“People deal too much with the negative, with what is wrong…Why not try and see positive things, to just touch those things and make them bloom?”

— Thich Nhat Hanh

A friend stopped by for a visit on Friday and brought her parents with her.  The friend is one I met through mutual activities of her daughter and my granddaughter; and I am not old enough to be her mother, but older than most of her peers.  Likewise, her parents are not as old as mine, but their age and stage of life leave us with few activities in common.  It is always fun to get together with them, because our paths only cross from time to time.  Each new meeting is like a first hello, but with a dose of deja vú added that makes our visits seem like meeting an old friend for the first time.

It has been several years since my last visit with the parents; and during that time I have made a practice of bringing gratitude into each moment of my life.  I realized during our visit how this affects my interactions with other people.  Gratitude is what waters the seeds in the garden of joy; and when those seeds are nourished, being joyful becomes a habit that apparently makes us good company.  We had visited for a time when suddenly my friend’s mother turned to me and said, “you are my kind of person.”  She went on to say that she met too many negative people in her daily life and that she noticed my positive demeanor.

Wow.  In that moment I realized how the simple practice of being grateful has changed my whole outlook on life — and the way I am seen and received by others.  I thought about the people I most enjoy — the ones whose company lifts me up and bolsters my energy — and I realize that they also make a point of appreciating the small bits of sweetness that line their path through life.

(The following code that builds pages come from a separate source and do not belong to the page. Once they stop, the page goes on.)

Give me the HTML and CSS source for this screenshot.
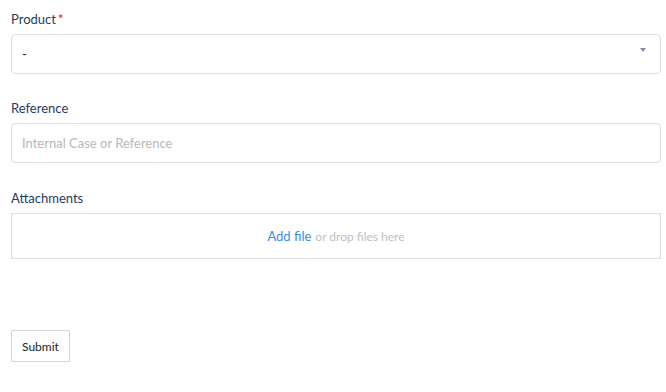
FILE: index.html
```html
<!DOCTYPE html>
<html lang="en">

<head>
    <meta charset="UTF-8" />
    <meta name="viewport" content="width=device-width, initial-scale=1.0" />
    <title>Case Form</title>
    <link rel="stylesheet" href="styles.css">
</head>

<body>
    <form class="case-form" id="caseForm">
        <!-- Product Field -->
        <div class="form-group">
            <label for="product">Product<span class="required">*</span></label>
            <div class="select-box" id="product">
                <span>-</span>
                <span class="caret"></span>
            </div>
        </div>
        <!-- Reference Field -->
        <div class="form-group">
            <label for="reference">Reference</label>
            <input type="text" id="reference" placeholder="Internal Case or Reference">
        </div>
        <!-- Attachments Field -->
        <div class="form-group">
            <label>Attachments</label>
            <div class="dropzone">
                <a href="#" class="add-file">Add file</a> or drop files here
            </div>
        </div>
        <button type="submit" class="submit-btn">Submit</button>
    </form>
</body>

</html>
```

FILE: styles.css
```css
body {
    font-family: Lato, "Open Sans", sans-serif;
    background-color: white;
    margin: 0;
    padding: 10px 5px 0 11px;
}

.form-group {
    margin-bottom: 25px;
}

.form-group label {
    display: block;
    font-size: 13px;
    line-height: 18px;
    color: #1e3d66;
    margin-bottom: 6px;
}

.required {
    color: #e02020;
    margin-left: 2px;
}

.select-box,
.form-group input {
    height: 40px;
    width: 100%;
    box-sizing: border-box;
    border: 1px solid #dddddd;
    border-radius: 4px;
    font-family: inherit;
    font-size: 13px;
    padding: 0 10px;
    color: #222;
}

.select-box {
    display: flex;
    align-items: center;
    justify-content: space-between;
}

.caret {
    width: 0;
    height: 0;
    border-left: 3px solid transparent;
    border-right: 3px solid transparent;
    border-top: 4px solid #7f8fa4;
    margin-right: 4px;
    margin-top: -8px;
}

.form-group input {
    margin-bottom: 1px;
}

.form-group input::placeholder {
    color: #b8b8b8;
}

.dropzone {
    height: 46px;
    border: 1px solid #dddddd;
    box-sizing: border-box;
    display: flex;
    align-items: center;
    justify-content: center;
    font-size: 12px;
    color: #c0c0c0;
    gap: 4px;
}

.add-file {
    color: #3b8ae6;
    text-decoration: none;
    font-size: 13px;
}

button.submit-btn {
    margin-top: 46px;
    height: 32px;
    padding: 0 10px;
    border: 1px solid #d4d4d4;
    border-radius: 2px;
    background-color: white;
    color: #222;
    font-family: inherit;
    font-size: 12px;
    box-shadow: 0 1px 1px rgba(0, 0, 0, 0.08);
    cursor: pointer;
}
```
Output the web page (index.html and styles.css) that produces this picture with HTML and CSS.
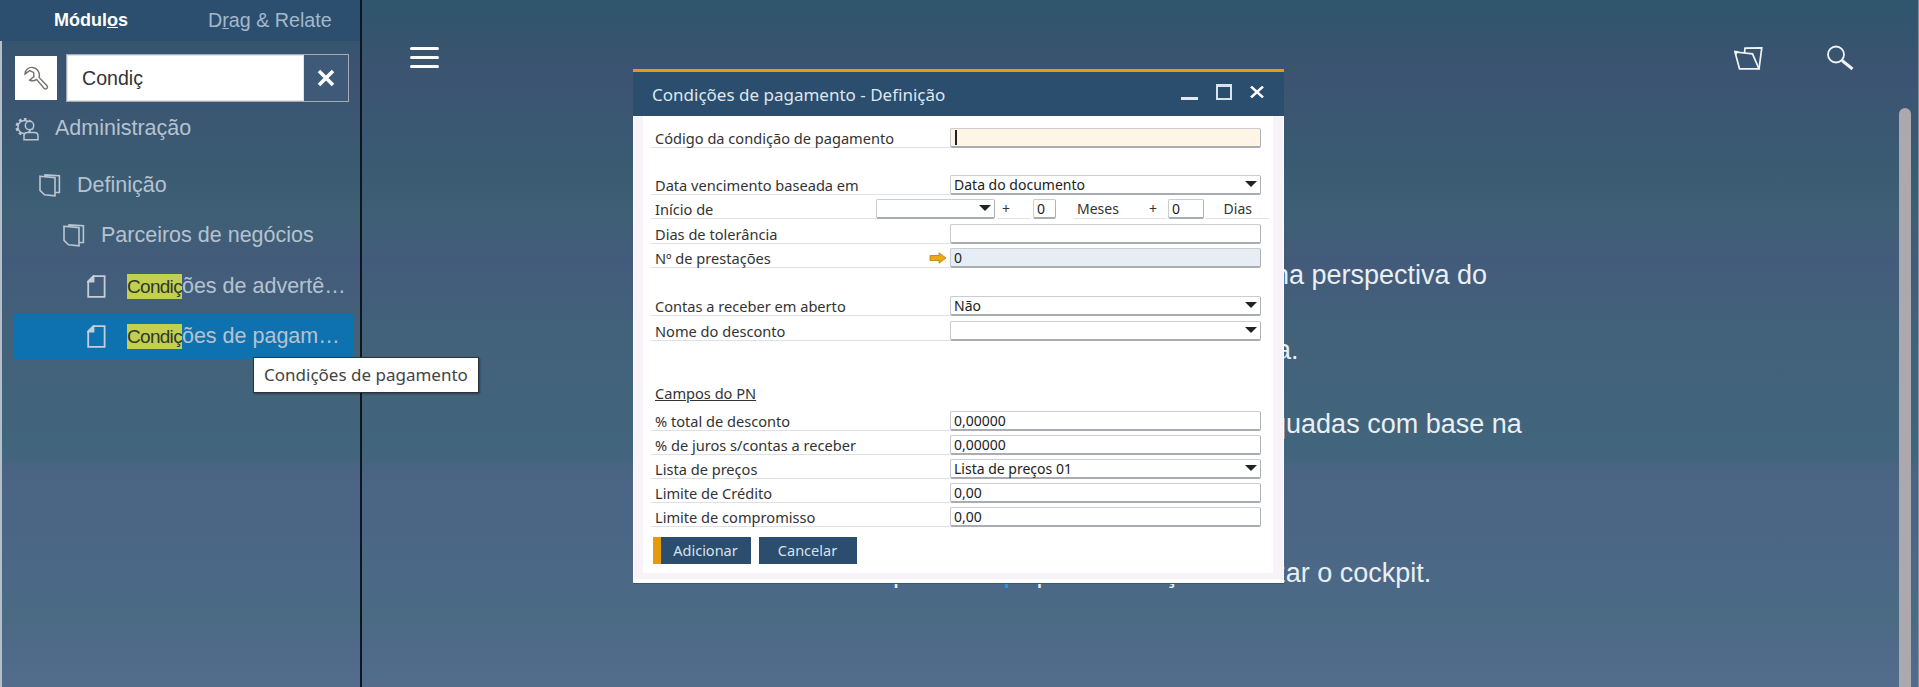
FILE: index.html
```html
<!DOCTYPE html>
<html lang="pt-BR">

<head>
    <meta charset="UTF-8">
    <meta name="viewport" content="width=device-width, initial-scale=1.0">
    <title>Condições de pagamento - Definição</title>
    <link rel="stylesheet" href="styles.css">
</head>

<body>
    <aside class="sidebar">
        <div class="tabs">
            <span class="tab tab-active">Módul<u>o</u>s</span>
            <span class="tab tab-dim">D<u>r</u>ag &amp; Relate</span>
        </div>

        <div class="search-row">
            <div class="tool-btn">
                <svg width="26" height="25" viewBox="0 0 26 25" fill="none" stroke="#77716c" stroke-width="1.4">
                    <path d="M10 1.5C6 .8 2.2 3.5 2 8L6.6 4.6 10.6 6.4 11 10.6 6.6 14C9 15.2 11.6 15 13.6 13.4L21 22.2C23 24 25.4 21.8 24 19.8L16 11.4C17.4 7 14.6 2.2 10 1.5Z" />
                </svg>
            </div>
            <div class="search-box">
                <span class="search-text">Condiç</span>
                <span class="search-clear">
                    <svg width="18" height="18" viewBox="0 0 18 18" stroke="#fff" stroke-width="3.6">
                        <path d="M2 2L16 16M16 2L2 16" />
                    </svg>
                </span>
            </div>
        </div>

        <ul class="tree">
            <li class="node node-root">
                <svg class="icon" width="24" height="24" viewBox="0 0 24 24" fill="none" stroke="#b9c6d3" stroke-width="1.5">
                    <circle cx="9.5" cy="10" r="7.6" stroke-width="3" stroke-dasharray="2.6 2.4" />
                    <circle cx="9.5" cy="10" r="6.6" />
                    <circle cx="14.5" cy="8.5" r="4.2" fill="#3d5a74" />
                    <path d="M9 22.8V19C9 17 10.4 15.6 12.5 15.6H19.5C21.6 15.6 23 17 23 19V22.8Z" fill="#3d5a74" />
                </svg>
                <span>Administração</span>
            </li>
            <li class="node node-def">
                <svg class="icon" width="22" height="23" viewBox="0 0 22 23" fill="none" stroke="#b9c6d3" stroke-width="1.6">
                    <path d="M1 2.2L16 3.6V21.8L5.5 20.8 1 16.4Z" />
                    <path d="M6 2.6V.9L20.4 1.8V18.5H16" />
                </svg>
                <span>Definição</span>
            </li>
            <li class="node node-partner">
                <svg class="icon" width="22" height="23" viewBox="0 0 22 23" fill="none" stroke="#b9c6d3" stroke-width="1.6">
                    <path d="M1 2.2L16 3.6V21.8L5.5 20.8 1 16.4Z" />
                    <path d="M6 2.6V.9L20.4 1.8V18.5H16" />
                </svg>
                <span>Parceiros de negócios</span>
            </li>
            <li class="node node-leaf">
                <svg class="icon" width="19" height="23" viewBox="0 0 19 23" fill="none" stroke="#c3ced9" stroke-width="1.8">
                    <path d="M1.2 6.5L6.5 1.2H17.6V21.8H1.2Z" />
                    <path d="M1.2 6.5H6.5V1.2Z" fill="#c3ced9" />
                </svg>
                <span class="node-text"><mark class="hit">Condiç</mark>ões de advertê…</span>
            </li>
            <li class="node node-leaf node-selected">
                <svg class="icon" width="19" height="23" viewBox="0 0 19 23" fill="none" stroke="#c3ced9" stroke-width="1.8">
                    <path d="M1.2 6.5L6.5 1.2H17.6V21.8H1.2Z" />
                    <path d="M1.2 6.5H6.5V1.2Z" fill="#c3ced9" />
                </svg>
                <span class="node-text"><mark class="hit">Condiç</mark>ões de pagam…</span>
            </li>
        </ul>
    </aside>

    <div class="tooltip">Condições de pagamento</div>

    <main class="main">
        <header class="topbar">
            <div class="burger"><i></i><i></i><i></i></div>
            <div class="top-icons">
                <svg class="icon-folder" width="29" height="23" viewBox="0 0 29 23" fill="none" stroke="#f1f4f6" stroke-width="1.7">
                    <path d="M1 5L18.5 6.8 25 21.8H5.5Z" />
                    <path d="M10.5 5.8L11 1.2 27.8 .8 25 21.8" />
                    <path d="M0 3.6L5 4.2 2 8Z" fill="#f1f4f6" stroke="none" />
                </svg>
                <svg width="27" height="25" viewBox="0 0 27 25" fill="none" stroke="#f1f4f6">
                    <circle cx="9" cy="9.5" r="8" stroke-width="1.8" />
                    <path d="M15 15.5L25.5 24" stroke-width="3" />
                </svg>
            </div>
        </header>

        <div class="guide">
            <p class="guide-line line-a">na perspectiva do</p>
            <p class="guide-line line-b">empresa.</p>
            <p class="guide-line line-c">adequadas com base na</p>
            <p class="guide-line line-d">Aperte em<span class="caret"></span>para começar a utilizar o cockpit.</p>
        </div>

        <div class="scroll-thumb"></div>
    </main>

    <section class="dialog">
        <div class="dialog-head">
            <span class="dialog-title">Condições de pagamento - Definição</span>
            <div class="win-btns">
                <span class="win-min"></span>
                <span class="win-max"></span>
                <svg width="14" height="12" viewBox="0 0 14 12" stroke="#fff" stroke-width="2.4">
                    <path d="M1 0.5L13 11.5M13 0.5L1 11.5" />
                </svg>
            </div>
        </div>

        <div class="dialog-body">
            <form class="form">
                <div class="row">
                    <label class="lbl">Código da condição de pagamento</label>
                    <div class="field field-key"><span class="text-cursor"></span></div>
                </div>

                <div class="group group-top">
                    <div class="row">
                        <label class="lbl">Data vencimento baseada em</label>
                        <div class="field field-select">Data do documento</div>
                    </div>
                    <div class="row">
                        <label class="lbl lbl-start">Início de</label>
                        <div class="field field-select field-start"></div>
                        <span class="cell cell-plus">+</span>
                        <div class="field field-num">0</div>
                        <span class="cell cell-months"><span>Meses</span><span>+</span></span>
                        <div class="field field-num2">0</div>
                        <span class="cell cell-days">Dias</span>
                    </div>
                    <div class="row">
                        <label class="lbl">Dias de tolerância</label>
                        <div class="field"></div>
                    </div>
                    <div class="row">
                        <label class="lbl lbl-link">Nº de prestações
                            <svg width="18" height="12" viewBox="0 0 18 12" fill="#eca80f" stroke="#b57f0a" stroke-width="0.8">
                                <path d="M1 3.5H10V0.8L17 6 10 11.2V8.5H1Z" />
                            </svg>
                        </label>
                        <div class="field field-locked">0</div>
                    </div>
                </div>

                <div class="group group-mid">
                    <div class="row">
                        <label class="lbl">Contas a receber em aberto</label>
                        <div class="field field-select">Não</div>
                    </div>
                    <div class="row">
                        <label class="lbl">Nome do desconto</label>
                        <div class="field field-select"></div>
                    </div>
                </div>

                <div class="section-title"><u>Campos do PN</u></div>

                <div class="group group-tight">
                    <div class="row">
                        <label class="lbl">% total de desconto</label>
                        <div class="field">0,00000</div>
                    </div>
                    <div class="row">
                        <label class="lbl">% de juros s/contas a receber</label>
                        <div class="field">0,00000</div>
                    </div>
                    <div class="row">
                        <label class="lbl">Lista de preços</label>
                        <div class="field field-select">Lista de preços 01</div>
                    </div>
                    <div class="row">
                        <label class="lbl">Limite de Crédito</label>
                        <div class="field">0,00</div>
                    </div>
                    <div class="row">
                        <label class="lbl">Limite de compromisso</label>
                        <div class="field">0,00</div>
                    </div>
                </div>

                <div class="actions">
                    <button type="button" class="btn btn-primary">Adicionar</button>
                    <button type="button" class="btn">Cancelar</button>
                </div>
            </form>
        </div>
    </section>
</body>

</html>
```

FILE: styles.css
```css
* {
    box-sizing: border-box;
}

html,
body {
    height: 687px;
    margin: 0;
    overflow: hidden;
}

body {
    display: flex;
    position: relative;
    font-family: "Liberation Sans", Arial, sans-serif;
    background: linear-gradient(180deg,
            #2f566c 0,
            #38546f 50px,
            #3c5472 80px,
            #3a5a72 160px,
            #3f5f75 220px,
            #435b7b 262px,
            #42627a 335px,
            #41657c 450px,
            #4b6484 475px,
            #4b6986 590px,
            #4a6b82 615px,
            #4e6a88 640px,
            #536c8c 687px);
}

/* sidebar */
.sidebar {
    width: 362px;
    flex: none;
    border-left: 2px solid #b5bfca;
    border-right: 2px solid #10161c;
}

.tabs {
    display: flex;
    height: 41px;
    margin-left: -2px;
    align-items: center;
    background: #2c4f70;
}

.tab-active {
    margin-left: 54px;
    color: #fff;
    font-weight: bold;
    font-size: 18px;
}

.tab-dim {
    margin-left: 80px;
    color: #a4b8cb;
    font-size: 19.7px;
}

.search-row {
    display: flex;
    align-items: center;
    gap: 9px;
    height: 48px;
    margin: 13px 0 0 13px;
}

.tool-btn {
    display: flex;
    align-items: center;
    justify-content: center;
    width: 42px;
    height: 44px;
    background: #fff;
}

.search-box {
    display: flex;
    width: 283px;
    height: 48px;
    border: 1px solid #a3abb3;
}

.search-text {
    flex: 1;
    padding-left: 14px;
    background: #fff;
    border: 1px solid #e4e4e4;
    color: #333;
    font-size: 19.6px;
    line-height: 44px;
}

.search-clear {
    display: flex;
    align-items: center;
    justify-content: center;
    width: 44px;
    background: #3e5a78;
}

.tree {
    margin: 0;
    padding: 4px 0 0;
    list-style: none;
    color: #b5c2d0;
    font-size: 21.5px;
}

.node {
    display: flex;
    align-items: center;
    height: 45px;
    margin: 0 6px 5.2px 12px;
}

.node-root {
    margin-bottom: 12.2px;
    padding-left: 1px;
}

.node-def {
    padding-left: 25px;
}

.node-partner {
    padding-left: 49px;
}

.node-leaf {
    padding-left: 73px;
}

.node .icon {
    flex: none;
    margin-right: 16px;
}

.node-leaf .icon {
    margin-right: 21px;
}

.node-text {
    white-space: nowrap;
}

.node-selected {
    background: #0f72b0;
}

/* the match is drawn tighter than the rest of the label */
.hit {
    padding: 2px 0;
    background: #c3cf4e;
    color: #2d3a2a;
    font-size: 19px;
    letter-spacing: -0.7px;
}

.tooltip {
    position: absolute;
    left: 253px;
    top: 357px;
    z-index: 3;
    padding: 0 10px;
    background: #fff;
    border: 1px solid #2e3338;
    box-shadow: 1px 1px 2px rgba(0, 0, 0, 0.35);
    color: #444;
    font-family: "Noto Sans", sans-serif;
    font-size: 17px;
    line-height: 34px;
    white-space: nowrap;
}

/* main area behind the dialog */
.main {
    position: relative;
    flex: 1;
    min-width: 0;
    border-right: 1px solid #7d92a6;
}

.topbar {
    display: flex;
    justify-content: space-between;
    padding: 45px 64px 0 48px;
}

.burger {
    display: flex;
    flex-direction: column;
    gap: 6px;
    width: 29px;
    padding-top: 2px;
}

.burger i {
    height: 3px;
    border-radius: 2px;
    background: #fff;
}

.top-icons {
    display: flex;
    gap: 64px;
}

.icon-folder {
    margin-top: 2px;
}

.guide {
    padding-top: 190px;
    color: #e9eff3;
    font-size: 27px;
    line-height: 31px;
    white-space: nowrap;
}

.guide-line {
    margin: 0;
}

.line-a {
    margin-left: 912px;
}

.line-b {
    margin: 44px 0 0 824px;
}

.line-c {
    margin: 43px 0 0 864px;
}

.line-d {
    margin: 118px 0 0 513px;
}

.caret {
    display: inline-block;
    width: 3px;
    height: 26px;
    margin: 0 29px 0 5px;
    vertical-align: -6px;
    background: #0ea0e6;
}

.scroll-thumb {
    position: absolute;
    right: 7px;
    top: 108px;
    bottom: 0;
    width: 12px;
    border-radius: 6px 6px 0 0;
    background: #aba9ad;
}

/* dialog window */
.dialog {
    position: absolute;
    left: 633px;
    top: 69px;
    z-index: 2;
    width: 651px;
    height: 515px;
    border-top: 3px solid #e59c0c;
    border-bottom: 1px solid #3a5876;
    display: flex;
    flex-direction: column;
}

.dialog-head {
    display: flex;
    flex: none;
    align-items: center;
    justify-content: space-between;
    height: 44px;
    padding: 0 20px 0 19px;
    background: #2b4d6e;
    color: #dfe7ef;
    font-family: "Noto Sans", sans-serif;
    font-size: 17px;
}

.dialog-title {
    padding-top: 1px;
}

.win-btns {
    display: flex;
    align-items: center;
    gap: 18px;
    margin-top: -5px;
}

.win-min {
    width: 17px;
    height: 3px;
    margin-top: 13px;
    background: #e4eaf0;
}

.win-max {
    width: 16px;
    height: 16px;
    border: 2px solid #dbe3ea;
    border-top-width: 3px;
}

.dialog-body {
    flex: 1;
    padding: 0 10px 6px 9px;
    background: #f7f3f9;
    border: 1px solid #fff;
    border-width: 0 1px 4px 1px;
}

.form {
    height: 100%;
    padding: 12px 0 0 8px;
    background: #fff;
    color: #333;
    font-family: "Noto Sans", sans-serif;
    font-size: 14px;
}

.row {
    display: flex;
    height: 20px;
}

.lbl {
    display: flex;
    align-items: flex-end;
    justify-content: space-between;
    width: 299px;
    padding: 0 3px 0 4px;
    border-bottom: 1px solid #dde1e5;
    font-size: 14.6px;
    line-height: 17px;
}

.lbl-start {
    width: 225px;
}

.lbl-link svg {
    margin-bottom: 3px;
}

.field {
    position: relative;
    width: 311px;
    padding-left: 3px;
    background: #fff;
    border: 1px solid #c9cdd1;
    border-right-color: #aeb2b6;
    border-bottom: 2px solid #a9adb1;
    border-radius: 2px;
    color: #222;
    line-height: 17px;
}

.field-key {
    background: #fff5e6;
}

.text-cursor {
    display: block;
    width: 2px;
    height: 15px;
    margin: 1px 0 0 1px;
    background: #222;
}

.field-locked {
    background: #e6edf5;
}

.field-select::after {
    content: "";
    position: absolute;
    right: 3px;
    top: 5px;
    border: 6px solid transparent;
    border-top: 6px solid #222;
    border-bottom: 0;
}

.field-start {
    width: 119px;
}

.field-num {
    width: 23px;
}

.field-num2 {
    width: 36px;
}

.cell {
    display: flex;
    align-items: flex-end;
    justify-content: space-between;
    border-bottom: 1px solid #dde1e5;
    line-height: 18px;
}

.cell-plus {
    width: 32px;
    margin: 0 3px;
    padding-left: 4px;
}

.cell-months {
    width: 92px;
    margin: 0 2px 0 18px;
    padding: 0 9px 0 3px;
}

.cell-days {
    justify-content: flex-end;
    width: 63px;
    margin-left: 2px;
    padding-right: 17px;
}

.group {
    display: flex;
    flex-direction: column;
    gap: 4.4px;
}

.group-top {
    margin-top: 27px;
}

.group-mid {
    margin-top: 28px;
}

.section-title {
    height: 20px;
    margin: 42px 0 8px;
    padding-left: 4px;
    font-size: 14.6px;
    line-height: 20px;
}

.group-tight {
    gap: 4px;
}

.actions {
    display: flex;
    gap: 8px;
    margin: 10px 0 0 1.5px;
}

.btn {
    width: 98px;
    height: 27px;
    padding: 0;
    background: #2b4d6e;
    border: 0;
    color: #d8e1ea;
    font: inherit;
    font-size: 14.5px;
}

.btn-primary {
    border-left: 8px solid #e59c0c;
}
```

Thich Nhat Hanh tells us to see positive things in our world and, “to just touch those things and make them bloom.”  I laugh as I picture myself with a magic wand, touching ordinary things and revealing how wonderful they really are.  My eyes truly see the miracle each time a flower bursts from bud to bloom.  I feel awestruck each time the cardinal does sentry duty to protect his nest from intruders; and I marvel at the way he is programmed to do his part in keeping the order of the natural world.  I stand in the summer rain with my arms outstretched and let it fall into my open hands, and I feel the miracle of life and the way we are sustained by something so much bigger and so very complex; and I marvel at the simplicity of merely needing to be grateful in order to see its beauty.

What I learned during my visit with my now-and-then friends is that the magic wand that transforms the world I see becomes a light when I say something to another person that gets their attention and makes them look at the world in a fresh, new way.  We all can do this for one another.  Extend your hand, and shine your light so that someone who has been drowning in negativity can see the simple things all around as cause for great joy.  Be grateful and let your eyes be opened to the wonder that is our life; and once you have found the miracle, let your light shine.